- Objective: Set down each line of the data below exactly as it stands, dropping the pictures.

- Data extract:
━━━━━━━━━━
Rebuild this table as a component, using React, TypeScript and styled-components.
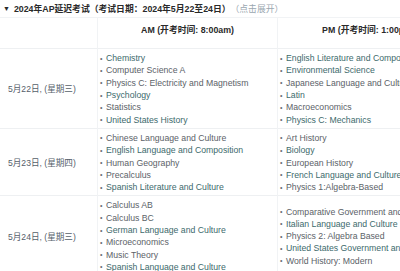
import * as React from 'react';
import styled, { createGlobalStyle } from 'styled-components';

const Global = createGlobalStyle`
  html, body {
    margin: 0;
    padding: 0;
    background: #ffffff;
    overflow: hidden;
  }
  body {
    font-family: "Liberation Sans", Arial, "Noto Sans CJK SC", sans-serif;
  }
`;

const Page = styled.div({
  width: "400px",
  height: "271px",
  overflow: "hidden",
});

const Title = styled.div({
  height: "17px",
  display: "flex",
  alignItems: "center",
  paddingLeft: "3px",
  fontSize: "8.8px",
  fontWeight: "bold",
  color: "#2a2a2a",
  whiteSpace: "nowrap",
});

const Arrow = styled.span({
  fontSize: "7px",
  marginRight: "4px",
});

const Hint = styled.span({
  fontWeight: "normal",
  color: "#9aa7b0",
});

const Table = styled.div({
  display: "grid",
  gridTemplateColumns: "97px 180px 182px",
  width: "459px",
  borderTop: "1px solid #f1f3f5",
});

const HeadCell = styled.div<{ $first?: boolean }>`
  height: 31px;
  padding-top: 5px;
  box-sizing: border-box;
  text-align: center;
  font-size: 8.8px;
  font-weight: bold;
  color: #2a2a2a;
  white-space: nowrap;
  border-bottom: 1px solid #eef0f2;
  border-left: ${p => (p.$first ? "none" : "1px solid #f1f3f5")};
`;

const DateCell = styled.div({
  display: "flex",
  alignItems: "center",
  paddingLeft: "8px",
  fontSize: "8.6px",
  color: "#55606a",
  whiteSpace: "nowrap",
  borderBottom: "1px solid #eef0f2",
});

const ListCell = styled.ul({
  margin: 0,
  padding: "3px 0 2px 2px",
  listStyle: "none",
  minWidth: 0,
  overflow: "hidden",
  borderBottom: "1px solid #eef0f2",
  borderLeft: "1px solid #f1f3f5",
  display: "flex",
  flexDirection: "column",
  justifyContent: "center",
});

const Item = styled.li<{ $teal?: boolean }>`
  display: flex;
  align-items: center;
  height: 12.3px;
  font-size: 8.7px;
  white-space: nowrap;
  color: ${p => (p.$teal ? "#3d6a6c" : "#5b6268")};
  &::before {
    content: "•";
    width: 6px;
    flex: none;
    color: #6a7075;
    font-size: 7px;
  }
`;

type Subj = [string, boolean];

const rows: { date: string; am: Subj[]; pm: Subj[] }[] = [
  {
    date: "5月22日, (星期三)",
    am: [
      ["Chemistry", true],
      ["Computer Science A", false],
      ["Physics C: Electricity and Magnetism", false],
      ["Psychology", true],
      ["Statistics", false],
      ["United States History", true],
    ],
    pm: [
      ["English Literature and Composition", true],
      ["Environmental Science", true],
      ["Japanese Language and Culture", false],
      ["Latin", true],
      ["Macroeconomics", false],
      ["Physics C: Mechanics", true],
    ],
  },
  {
    date: "5月23日, (星期四)",
    am: [
      ["Chinese Language and Culture", false],
      ["English Language and Composition", true],
      ["Human Geography", false],
      ["Precalculus", false],
      ["Spanish Literature and Culture", true],
    ],
    pm: [
      ["Art History", false],
      ["Biology", true],
      ["European History", false],
      ["French Language and Culture", true],
      ["Physics 1:Algebra-Based", false],
    ],
  },
  {
    date: "5月24日, (星期三)",
    am: [
      ["Calculus AB", false],
      ["Calculus BC", false],
      ["German Language and Culture", true],
      ["Microeconomics", false],
      ["Music Theory", false],
      ["Spanish Language and Culture", true],
    ],
    pm: [
      ["Comparative Government and Politics", false],
      ["Italian Language and Culture", true],
      ["Physics 2: Algebra Based", false],
      ["United States Government and Politics", true],
      ["World History: Modern", false],
    ],
  },
];

class App extends React.Component {
  render() {
    return (
      <Page>
        <Global />
        <Title>
          <Arrow>▼</Arrow>
          2024年AP延迟考试（考试日期：2024年5月22至24日）<Hint>（点击展开）</Hint>
        </Title>
        <Table>
          <HeadCell $first />
          <HeadCell>AM (开考时间: 8:00am)</HeadCell>
          <HeadCell>PM (开考时间: 1:00pm)</HeadCell>
          {rows.map(r => (
            <React.Fragment key={r.date}>
              <DateCell>{r.date}</DateCell>
              <ListCell>
                {r.am.map(([t, teal]) => (
                  <Item key={t} $teal={teal}>{t}</Item>
                ))}
              </ListCell>
              <ListCell>
                {r.pm.map(([t, teal]) => (
                  <Item key={t} $teal={teal}>{t}</Item>
                ))}
              </ListCell>
            </React.Fragment>
          ))}
        </Table>
      </Page>
    );
  }
}

export default App;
━━━━━━━━━━
- Solution below:
Rebuild this table as a component, using React, TypeScript and styled-components.
import * as React from 'react';
import styled, { createGlobalStyle } from 'styled-components';

const Global = createGlobalStyle`
  html, body {
    margin: 0;
    padding: 0;
    background: #ffffff;
    overflow: hidden;
  }
  body {
    font-family: "Liberation Sans", Arial, "Noto Sans CJK SC", sans-serif;
  }
`;

const Page = styled.div({
  width: "400px",
  height: "271px",
  overflow: "hidden",
});

const Title = styled.div({
  height: "17px",
  display: "flex",
  alignItems: "center",
  paddingLeft: "3px",
  fontSize: "8.8px",
  fontWeight: "bold",
  color: "#2a2a2a",
  whiteSpace: "nowrap",
});

const Arrow = styled.span({
  fontSize: "7px",
  marginRight: "4px",
});

const Hint = styled.span({
  fontWeight: "normal",
  color: "#9aa7b0",
});

const Table = styled.div({
  display: "grid",
  gridTemplateColumns: "97px 180px 182px",
  width: "459px",
  borderTop: "1px solid #f1f3f5",
});

const HeadCell = styled.div<{ $first?: boolean }>`
  height: 31px;
  padding-top: 5px;
  box-sizing: border-box;
  text-align: center;
  font-size: 8.8px;
  font-weight: bold;
  color: #2a2a2a;
  white-space: nowrap;
  border-bottom: 1px solid #eef0f2;
  border-left: ${p => (p.$first ? "none" : "1px solid #f1f3f5")};
`;

const DateCell = styled.div({
  display: "flex",
  alignItems: "center",
  paddingLeft: "8px",
  fontSize: "8.6px",
  color: "#55606a",
  whiteSpace: "nowrap",
  borderBottom: "1px solid #eef0f2",
});

const ListCell = styled.ul({
  margin: 0,
  padding: "3px 0 2px 2px",
  listStyle: "none",
  minWidth: 0,
  overflow: "hidden",
  borderBottom: "1px solid #eef0f2",
  borderLeft: "1px solid #f1f3f5",
  display: "flex",
  flexDirection: "column",
  justifyContent: "center",
});

const Item = styled.li<{ $teal?: boolean }>`
  display: flex;
  align-items: center;
  height: 12.3px;
  font-size: 8.7px;
  white-space: nowrap;
  color: ${p => (p.$teal ? "#3d6a6c" : "#5b6268")};
  &::before {
    content: "•";
    width: 6px;
    flex: none;
    color: #6a7075;
    font-size: 7px;
  }
`;

type Subj = [string, boolean];

const rows: { date: string; am: Subj[]; pm: Subj[] }[] = [
  {
    date: "5月22日, (星期三)",
    am: [
      ["Chemistry", true],
      ["Computer Science A", false],
      ["Physics C: Electricity and Magnetism", false],
      ["Psychology", true],
      ["Statistics", false],
      ["United States History", true],
    ],
    pm: [
      ["English Literature and Composition", true],
      ["Environmental Science", true],
      ["Japanese Language and Culture", false],
      ["Latin", true],
      ["Macroeconomics", false],
      ["Physics C: Mechanics", true],
    ],
  },
  {
    date: "5月23日, (星期四)",
    am: [
      ["Chinese Language and Culture", false],
      ["English Language and Composition", true],
      ["Human Geography", false],
      ["Precalculus", false],
      ["Spanish Literature and Culture", true],
    ],
    pm: [
      ["Art History", false],
      ["Biology", true],
      ["European History", false],
      ["French Language and Culture", true],
      ["Physics 1:Algebra-Based", false],
    ],
  },
  {
    date: "5月24日, (星期三)",
    am: [
      ["Calculus AB", false],
      ["Calculus BC", false],
      ["German Language and Culture", true],
      ["Microeconomics", false],
      ["Music Theory", false],
      ["Spanish Language and Culture", true],
    ],
    pm: [
      ["Comparative Government and Politics", false],
      ["Italian Language and Culture", true],
      ["Physics 2: Algebra Based", false],
      ["United States Government and Politics", true],
      ["World History: Modern", false],
    ],
  },
];

class App extends React.Component {
  render() {
    return (
      <Page>
        <Global />
        <Title>
          <Arrow>▼</Arrow>
          2024年AP延迟考试（考试日期：2024年5月22至24日）<Hint>（点击展开）</Hint>
        </Title>
        <Table>
          <HeadCell $first />
          <HeadCell>AM (开考时间: 8:00am)</HeadCell>
          <HeadCell>PM (开考时间: 1:00pm)</HeadCell>
          {rows.map(r => (
            <React.Fragment key={r.date}>
              <DateCell>{r.date}</DateCell>
              <ListCell>
                {r.am.map(([t, teal]) => (
                  <Item key={t} $teal={teal}>{t}</Item>
                ))}
              </ListCell>
              <ListCell>
                {r.pm.map(([t, teal]) => (
                  <Item key={t} $teal={teal}>{t}</Item>
                ))}
              </ListCell>
            </React.Fragment>
          ))}
        </Table>
      </Page>
    );
  }
}

export default App;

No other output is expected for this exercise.